While the Spanish conquered the native peoples of the Americas with the cruelty of musket and chains and the disjunctive English starved through the winters at Jamestown, the French enjoyed relative prosperity in the North largely because a young mariner named Samuel de Champlain had a unique ability to deeply understand the languages and tribal customs of warring Indian nations and enrolled them in his vision of a Franco-American society. Though largely known today for “discovering” the lake that bears his name and his Quebec City settlement, Champlain was the first European of significance to unite and organize contentious Indian nations such as the Huron and Algonquin tribes into a cooperative league and fully integrate them into the citizenry of New France – Canada. Champlain is special in that his panoramic plan was realized with penetrating awareness of the environs, functional practicality and the persistence of an evangelical preacher plying his trade. Taking a higher point of view to find the common cause and how it carries forward individual aspirations is essential for bringing our forces together and to marshal them such that all prosper.

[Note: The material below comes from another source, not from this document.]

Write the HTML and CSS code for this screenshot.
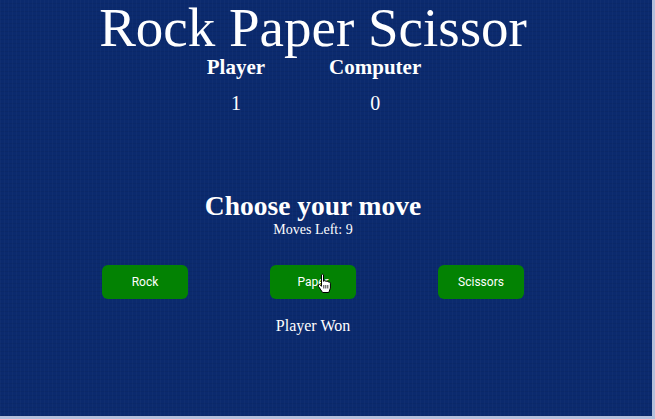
FILE: index.html
```html
<!DOCTYPE html>
<html lang="en">
<head>
<meta charset="utf-8">
<title>Rock Paper Scissor</title>
<link rel="stylesheet" href="styles.css">
</head>
<body>
<div class="page">
  <main class="game">
    <h1 class="title">Rock Paper Scissor</h1>
    <div class="score">
      <div class="score-head">Player</div>
      <div class="score-head">Computer</div>
      <div class="score-val">1</div>
      <div class="score-val">0</div>
    </div>
    <h2 class="choose">Choose your move</h2>
    <p class="moves">Moves Left: 9</p>
    <div class="options">
      <button class="btn">Rock</button>
      <button class="btn btn-hover">Paper
        <svg class="cursor" width="15" height="21" viewBox="0 0 15 21" aria-hidden="true">
          <path d="M4.5 1.8 Q5.5 0.6 6.5 1.8 L6.5 8.3 Q7.8 6.8 9 8.4 Q10.3 7.2 11.2 9 Q12.8 8.3 13.4 10.2 L13.4 15 L11.8 19.5 L5.6 19.5 L1.6 13.6 Q0.6 11.4 2.6 11.4 L4.5 13.3 Z" fill="#fff" stroke="#000" stroke-width="1" stroke-linejoin="round"/>
          <path d="M8.8 12 V15.5 M10.8 12 V15.5 M6.8 12 V15.5" stroke="#000" stroke-width="0.8"/>
        </svg>
      </button>
      <button class="btn">Scissors</button>
    </div>
    <p class="result">Player Won</p>
  </main>
</div>
</body>
</html>
```
FILE: styles.css
```css
html {
  background: #b4c0dc;
}
body {
  margin: 0;
}
.page {
  width: 652px;
  height: 416px;
  background-color: #0b2a6e;
  background-image:
    repeating-linear-gradient(90deg, rgba(255,255,255,0.018) 0 1px, transparent 1px 4px),
    repeating-linear-gradient(0deg, rgba(0,0,0,0.05) 0 1px, transparent 1px 4px);
  overflow: hidden;
}
.game {
  width: 626px;
  display: flex;
  flex-direction: column;
  align-items: center;
  color: #fff;
  font-family: "Liberation Serif", "Times New Roman", serif;
}
.title {
  margin: 0;
  font-size: 55px;
  line-height: 55px;
  font-weight: normal;
}
.score {
  display: grid;
  grid-template-columns: auto auto;
  row-gap: 12px;
  font-size: 20px;
  line-height: 24px;
  text-align: center;
  margin-left: 2px;
}
.score-head {
  font-weight: bold;
  font-size: 21px;
  padding: 0 32px;
}
.score-val {
  padding: 0 32px;
}
.choose {
  margin: 76px 0 0;
  font-size: 27.5px;
  line-height: 30px;
  font-weight: bold;
}
.moves {
  margin: 1px 0 0;
  font-size: 14px;
  line-height: 16px;
}
.options {
  margin-top: 27px;
  display: flex;
  gap: 82px;
}
.btn {
  position: relative;
  width: 86px;
  height: 34px;
  border: none;
  border-radius: 6px;
  background: #038203;
  color: #fff;
  font-family: Roboto, "Liberation Sans", Arial, sans-serif;
  font-size: 12px;
  font-weight: 400;
  padding: 0;
}
.cursor {
  position: absolute;
  left: 47px;
  top: 8px;
}
.result {
  margin: 18px 0 0;
  font-size: 16px;
  line-height: 18px;
}
```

There is a dominant logic that pervades any situation. For Seventeenth Century European settlers it was largely that the native peoples were savages and meant to do them harm. Given that they intended to confiscate their ancestral lands and enslave them may have led to this obvious conclusion. Yet, some like Champlain were able to equitably transcend their own biases and limitations to observe the situation with an open mind and realize that adjoining the native peoples was a key part of the solution. He considered what each of the seemingly oppositional parties could bring to the arrangement. The indigenous tribes knew the geography, the patterns of migrating birds and fish, the best hunting grounds for game and the construction of light water craft and shelter. These would ensure that starvation was unlikely for the colonists. Europeans brought metallurgy, navigational technology, navel architecture and the ever popular advanced weaponry. These abilities would safeguard the tribes and repel their traditional enemies.

It is only in transcending dominant logic that we find truly innovative solutions to protracted challenges. They are seldom found in a singular point of view including novel ones. Growth, like its senior sister innovation, happens where opposition is united into something greater and new. Common vision and values don’t excite, super ordinate ones do. To find them we must move to the balcony of our own beliefs and look down at their limitations. Similarly, we must find the useful and the beneficial in the loyal opposition. Those with a Create mentality and commensurate skills would be wise to partner with Control types. Similarly Compete and Collaborate forces will benefit from the other. These four together are invulnerable assuming an adequate level of competency for each and the ability of some to move ambidextrously.  We do not grow by developing our weaknesses, but rather by transiting through our strengths into the company of others who make up for our deficiencies with their own talents. The absence of range between these competing values leads only to convention and cult.

It is both ironic and frightening, but nevertheless true, that when constructively engaged hackers keep our information highways moving just as enemies of the State keep our airports open precisely because they think about new ways to attack them. Like Champlain these alliances are a matter of survival, a prerequisite to growth. This means that we must seek out tribal leaders who represent that which we have come to reject. Underlying differences need to be confronted and acknowledged, but not necessarily resolved. Potential opportunities for growth should be explored and a new covenant negotiated.  Finally, expect conflict but use it productively in the push and pull that expands growth. Begging pardon from both Machiavelli and John Kennedy, we might say “keep your friends close and ask what your enemies can do for your country.”